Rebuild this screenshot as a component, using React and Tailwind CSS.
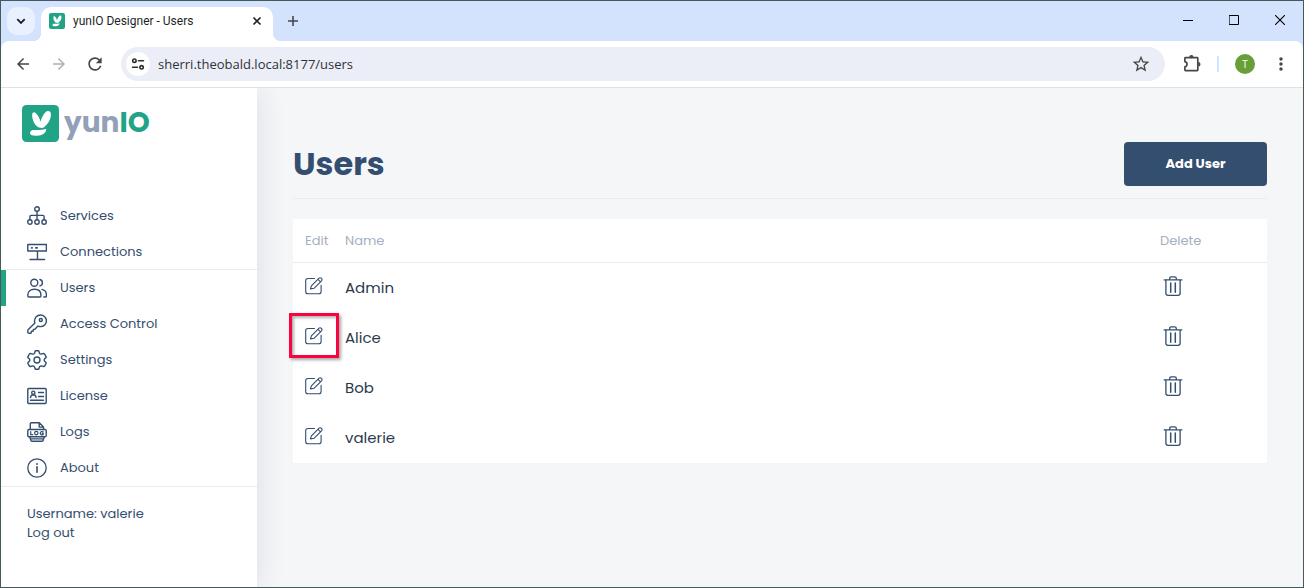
import React from "react";
import {
  MdArrowBack,
  MdArrowForward,
  MdRefresh,
  MdStarBorder,
  MdMoreVert,
} from "react-icons/md";

function LineIcon({ children, size = "size-5", width = 1.3, box = "0 0 20 20" }) {
  return (
    <svg
      viewBox={box}
      className={`${size} shrink-0`}
      fill="none"
      stroke="currentColor"
      strokeWidth={width}
      strokeLinecap="round"
      strokeLinejoin="round"
      aria-hidden="true"
    >
      {children}
    </svg>
  );
}

const ServicesIcon = () => (
  <LineIcon width={1.4}>
    <circle cx="10" cy="3" r="2.3" />
    <path d="M10 5.400v8M2.900 13.400v-2.800q0-1.200 1.200-1.200h11.800q1.200 0 1.200 1.200v2.800" />
    <circle cx="2.900" cy="16" r="2.200" />
    <circle cx="10" cy="16" r="2.200" />
    <circle cx="17.100" cy="16" r="2.200" />
  </LineIcon>
);

const ConnectionsIcon = () => (
  <LineIcon width={1.4}>
    <path d="M.8 2.500h18.600v6.500H.8zM10.500 9v8M3 17.500h14.600" />
    <path d="M4.600 5.800h.6M8.800 5.800h1.400" strokeWidth="1.700" />
  </LineIcon>
);

const UsersIcon = () => (
  <LineIcon width={1.4}>
    <circle cx="7.300" cy="4.700" r="3.500" />
    <path d="M12.900 1.500a3.300 3.300 0 0 1 0 6.400M1.800 19h11.200q.900 0 .900-.900v-1.200c0-3.600-2.700-5.700-6.500-5.700S.800 13.300.800 16.900V18.100q0 .900 1 .900zM15 11.400c2.600.600 4.400 2.600 4.400 5.400v1.300q0 .900-.900.900h-1.700" />
  </LineIcon>
);

const KeyIcon = () => (
  <LineIcon width={1.4}>
    <path d="M13.400 1C10 1 7.500 3.600 7.500 6.900q0 1 .4 2L1.300 15.500q-.5.500-.5 1.200V18q0 1.200 1.200 1.200h1.500q.900 0 .900-.9v-1h1.100q.8 0 .8-.8v-1.100h1q.5 0 .9-.4l2.700-2.900q1.200.500 2.500.500c3.400 0 6-2.500 6-5.800S16.800 1 13.400 1z" />
    <circle cx="13.800" cy="6" r="1.500" />
  </LineIcon>
);

const GearIcon = () => (
  <LineIcon width={1.4}>
    <path d="M8.300.8h3.400l.8 2.400q.3.800 1.400.9l2.900-.6q.5 0 .8.500l1.500 2.800q.2.500-.2.900l-1.400 1.400q-.7.900 0 1.800l1.400 1.500q.4.400.2.900l-1.500 2.800q-.3.500-.8.400l-2.900-.6q-1 .1-1.400 1l-.8 2.300H8.300l-.8-2.300q-.4-.9-1.400-1l-2.900.6q-.5.100-.8-.4L.9 13.300q-.2-.5.200-.900l1.400-1.500q.7-.9 0-1.800L1.100 7.700q-.4-.4-.2-.9L2.400 4q.3-.5.800-.5l2.900.6q1.100-.1 1.400-.9z" />
    <circle cx="10" cy="10" r="3" />
  </LineIcon>
);

const LicenseIcon = () => (
  <LineIcon width={1.4}>
    <rect x=".8" y="2.500" width="18.400" height="15" rx="1" />
    <circle cx="6.300" cy="6.700" r="1.600" />
    <path d="M3.500 11.500q.3-2.700 2.800-2.800 2.500.1 2.800 2.800M11.500 6.500h5M11.500 10.500h5M3.500 14.200h13" />
  </LineIcon>
);

const LogsIcon = () => (
  <LineIcon width={1.4}>
    <path d="M3.300 7.200V2q0-1.200 1.200-1.200h7.800L16.500 5v2.200M12.200.9v4.200h4.200" />
    <path d="M2 7.500h16q1.200 0 1.200 1.200v4.800q0 1.200-1.200 1.200H2q-1.200 0-1.200-1.200V8.700q0-1.200 1.200-1.200z" />
    <g strokeWidth="1.200">
      <path d="M3.700 9.500v3.200h2" />
      <circle cx="9.300" cy="11.100" r="1.700" />
      <path d="M16.200 9.900q-2.600-1-3 1.200.3 2.400 3 1.500v-1.200h-1" />
    </g>
    <path d="M2.800 14.900l1 3.400q.2.900 1.100.9h10.200q.9 0 1.100-.9l1-3.400M4 16.900h12" />
  </LineIcon>
);

const AboutIcon = () => (
  <LineIcon width={1.3}>
    <circle cx="10" cy="10" r="9.200" />
    <path d="M10 8.700v5.600" strokeWidth="1.600" />
    <path d="M10 5.900v.1" strokeWidth="1.900" />
  </LineIcon>
);

const EditIcon = () => (
  <LineIcon size="size-[18px]" box="0 0 18 18" width={1.1}>
    <path d="M9.500 1.500H3Q.7 1.500.7 3.800v10.700q0 2.300 2.300 2.300h10.800q2.300 0 2.300-2.300V8.300" />
    <path d="M5.500 11.900l.9-3.100 7.400-7.500q1.200-1.100 2.600 0 1.300 1.200.1 2.600L9 11.300zM12.900 2.300l2.700 2.600" />
  </LineIcon>
);

const TrashIcon = () => (
  <LineIcon width={1.3}>
    <path d="M1.200 3.900h17.600M6.700 3.700V2.500Q6.700.8 8.300.8h3.400q1.600 0 1.600 1.700v1.200M2.900 4v13.200q0 2.100 2.100 2.100h10q2.100 0 2.100-2.100V4" />
    <path d="M7.700 6.900v9.400M12.300 6.900v9.400" strokeWidth="1.500" />
  </LineIcon>
);

const PuzzleIcon = () => (
  <LineIcon width={1.7}>
    <path d="M3.500 3.700h11.700q.6 0 .6.600v11.800q0 .6-.6.600H3.500q-.6 0-.6-.600v-3.300a2.600 2.600 0 0 0 0-5.100V4.300q0-.6.600-.600z" />
    <path
      d="M7.200 3.200a2.200 2.200 0 0 1 4.400 0zM16.300 8a2.200 2.200 0 0 1 0 4.400z"
      fill="currentColor"
      stroke="none"
    />
  </LineIcon>
);

function BrandMark({ className }) {
  return (
    <svg viewBox="0 0 37 37" className={`${className} shrink-0`} aria-hidden="true">
      <rect width="37" height="37" rx="4.500" fill="#21a386" />
      <path
        fill="#fff"
        d="M10.300 8.400c1-1.400 2.400-1.400 3.600-.1 2.500 2.500 3.900 5.400 4.700 8.500.9-3.700 2.400-7.300 5.300-10 1.500-1.300 4.600-1.100 4.900 1.700.6 5-2.300 9.900-6.400 13.500-1.200 1-2.500 1.100-4.200.8-5.200-.9-8.800-8.700-7.900-14.400z"
      />
      <path
        fill="#fff"
        d="M8 28.300c0-2.200 1.300-3.500 3.500-3.400 4 .2 8.200.2 12.700-1.200.3 3.600-2.900 6.100-7.200 6.800-4.400.7-8.600.2-9-2.200z"
      />
    </svg>
  );
}

function BrowserChrome() {
  return (
    <header className="bg-[#d3e3fd] font-['Open_Sans',sans-serif]">
      <div className="flex h-10 items-stretch">
        <button
          type="button"
          aria-label="Search tabs"
          className="mt-[6px] ml-[6px] flex size-7 items-center justify-center rounded-[10px] bg-[#e9f1fe] text-[#1f1f1f]"
        >
          <LineIcon size="size-[10px]" box="0 0 10 10" width={1.8}>
            <path d="M1.300 3.200L5 6.900l3.700-3.700" strokeLinecap="butt" strokeLinejoin="miter" />
          </LineIcon>
        </button>
        <div className="relative mt-[6px] ml-[6px] flex w-[232px] items-center rounded-t-[10px] bg-white pr-[10px] pb-[6px] pl-2">
          <span className="absolute bottom-0 -left-2 size-2 bg-[radial-gradient(circle_at_0_0,#d3e3fd_8px,#fff_8px)]" />
          <span className="absolute -right-2 bottom-0 size-2 bg-[radial-gradient(circle_at_100%_0,#d3e3fd_8px,#fff_8px)]" />
          <BrandMark className="size-4" />
          <span className="ml-2 flex-1 font-['Roboto',sans-serif] text-[12px] whitespace-nowrap text-[#1f1f1f]">
            yunIO Designer - Users
          </span>
          <button type="button" aria-label="Close tab" className="flex size-3 items-center justify-center text-[#1f1f1f]">
            <LineIcon size="size-[10px]" box="0 0 10 10" width={1.6}>
              <path d="M1.500 1.500l7 7M8.500 1.500l-7 7" strokeLinecap="butt" />
            </LineIcon>
          </button>
        </div>
        <button type="button" aria-label="New tab" className="mt-[6px] ml-[6px] flex size-7 items-center justify-center text-[#474747]">
          <LineIcon size="size-3" box="0 0 12 12" width={1.6}>
            <path d="M6 1v10M1 6h10" strokeLinecap="butt" />
          </LineIcon>
        </button>
        <div className="ml-auto flex pb-[2px] text-black">
          <button type="button" aria-label="Minimize" className="flex w-[46px] items-center justify-center">
            <LineIcon size="size-[10px]" box="0 0 10 10" width={1}>
              <path d="M0 5.500h10" strokeLinecap="butt" />
            </LineIcon>
          </button>
          <button type="button" aria-label="Maximize" className="flex w-[46px] items-center justify-center">
            <LineIcon size="size-[10px]" box="0 0 10 10" width={1}>
              <path d="M.5.5h9v9h-9z" />
            </LineIcon>
          </button>
          <button type="button" aria-label="Close" className="flex w-[46px] items-center justify-center">
            <LineIcon size="size-[10px]" box="0 0 10 10" width={1.1}>
              <path d="M0 0l10 10M10 0L0 10" strokeLinecap="butt" />
            </LineIcon>
          </button>
        </div>
      </div>
      <div className="flex h-[47px] items-center rounded-t-lg border-b border-[#dfe2e2] bg-white text-[#474747]">
        <div className="ml-3 flex gap-4">
          <button type="button" aria-label="Back" className="flex size-5 items-center justify-center">
            <MdArrowBack className="size-[18px]" />
          </button>
          <button type="button" aria-label="Forward" disabled className="flex size-5 items-center justify-center text-[#b0b0b0]">
            <MdArrowForward className="size-[18px]" />
          </button>
          <button type="button" aria-label="Reload" className="flex size-5 items-center justify-center">
            <MdRefresh className="size-5" />
          </button>
        </div>
        <div className="ml-4 flex h-[34px] flex-1 items-center rounded-full bg-[#ebeef7] pr-[14px] pl-[5px]">
          <button type="button" aria-label="View site information" className="flex size-6 items-center justify-center rounded-full bg-white text-[#303030]">
            <LineIcon size="size-[14px]" box="0 0 14 14" width={1.6}>
              <circle cx="3.400" cy="3.700" r="1.700" />
              <path d="M7.500 3.700h5M1.500 10.300h5" />
              <circle cx="10.600" cy="10.300" r="1.700" />
            </LineIcon>
          </button>
          <input
            type="text"
            aria-label="Address"
            defaultValue="sherri.theobald.local:8177/users"
            className="ml-2 min-w-0 flex-1 bg-transparent pt-px text-[13px] text-[#303238] outline-none"
          />
          <button type="button" aria-label="Bookmark this page">
            <MdStarBorder className="size-5" />
          </button>
        </div>
        <button type="button" aria-label="Extensions" className="ml-[17px]">
          <PuzzleIcon />
        </button>
        <span className="ml-[15px] h-4 w-[2px] bg-[#d3e3fd]" />
        <button type="button" aria-label="Profile" className="ml-4 flex size-5 items-center justify-center rounded-full bg-[#689f38] text-[10px] text-white">
          T
        </button>
        <button type="button" aria-label="Menu" className="mr-3 ml-4">
          <MdMoreVert className="size-5" />
        </button>
      </div>
    </header>
  );
}

const NAV = [
  { label: "Services", Icon: ServicesIcon },
  { label: "Connections", Icon: ConnectionsIcon, last: true },
  { label: "Users", Icon: UsersIcon, active: true },
  { label: "Access Control", Icon: KeyIcon },
  { label: "Settings", Icon: GearIcon },
  { label: "License", Icon: LicenseIcon },
  { label: "Logs", Icon: LogsIcon },
  { label: "About", Icon: AboutIcon },
];

function Sidebar() {
  return (
    <aside className="z-10 w-64 shrink-0 bg-white text-[13px] text-[#334e6e] shadow-[0_0_28px_rgba(40,50,70,0.12)]">
      <a href="#home" className="flex items-start gap-[5px] px-[21px] pt-[17px] text-[28px] leading-[35px] font-bold">
        <BrandMark className="size-[37px]" />
        <span className="text-[#92a1b9]">
          yun<span className="text-[#21a386]">IO</span>
        </span>
      </a>
      <nav className="mt-14 border-b border-[#e9ecef]">
        {NAV.map(({ label, Icon, active, last }) => (
          <a
            key={label}
            href={`#${label}`}
            aria-current={active ? "page" : undefined}
            className={`flex h-9 items-center gap-[13px] border-l-[5px] pl-[21px] ${
              active ? "border-l-[#21a386]" : "border-l-transparent"
            } ${last ? "border-b border-b-[#e9ecef]" : ""}`}
          >
            <Icon />
            {label}
          </a>
        ))}
      </nav>
      <div className="px-[26px] pt-[17px] leading-[19px]">
        <p>Username: valerie</p>
        <a href="#logout">Log out</a>
      </div>
    </aside>
  );
}

const USERS = [
  { name: "Admin" },
  { name: "Alice", highlighted: true },
  { name: "Bob" },
  { name: "valerie" },
];

function UsersPage() {
  return (
    <main className="min-w-0 flex-1 px-9 pt-[54px]">
      <div className="flex items-center justify-between border-b border-[#e9ecef] pb-3">
        <h1 className="text-[32px] leading-10 font-bold text-[#334e6e]">Users</h1>
        <button type="button" className="h-11 w-[143px] rounded bg-[#334e6e] text-[13px] font-bold text-white">
          Add User
        </button>
      </div>
      <table className="mt-5 w-full table-fixed border-separate border-spacing-0 bg-white text-left text-[#2c3a4b]">
        <colgroup>
          <col className="w-10" />
          <col />
          <col className="w-[119px]" />
        </colgroup>
        <thead>
          <tr className="h-11 text-[13px] text-[#a3b0c2]">
            <th className="border-b border-[#e9ecef] p-0 pl-3 font-normal">Edit</th>
            <th className="border-b border-[#e9ecef] p-0 pl-3 font-normal">Name</th>
            <th className="border-b border-[#e9ecef] p-0 pl-3 font-normal">Delete</th>
          </tr>
        </thead>
        <tbody>
          {USERS.map(({ name, highlighted }) => (
            <tr key={name} className="h-[50px] text-[15px]">
              <td className="relative p-0 pb-1 pl-3 text-[#334e6e]">
                <button type="button" aria-label={`Edit ${name}`} className="block">
                  <EditIcon />
                </button>
                {highlighted && (
                  <span className="pointer-events-none absolute top-0 -left-1 h-[45px] w-[50px] border-[3px] border-[#fb0340] shadow-[2px_2px_3px_rgba(0,0,0,0.35),inset_2px_2px_3px_rgba(0,0,0,0.3)]" />
                )}
              </td>
              <td className="p-0 pl-3">{name}</td>
              <td className="p-0 pb-1 pl-[15px] text-[#334e6e]">
                <button type="button" aria-label={`Delete ${name}`} className="block">
                  <TrashIcon />
                </button>
              </td>
            </tr>
          ))}
        </tbody>
      </table>
    </main>
  );
}

export default function App() {
  return (
    <div className="flex min-h-screen flex-col border border-[#465a5a] bg-[#f4f6f8] font-['Poppins','Inter',sans-serif]">
      <BrowserChrome />
      <div className="flex flex-1 overflow-hidden">
        <Sidebar />
        <UsersPage />
      </div>
    </div>
  );
}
____
◆ WORK TO BE COMPLETED
Compute how many lines include the string "this", then give that number by itself.

◆ WRITTEN SOLUTION
2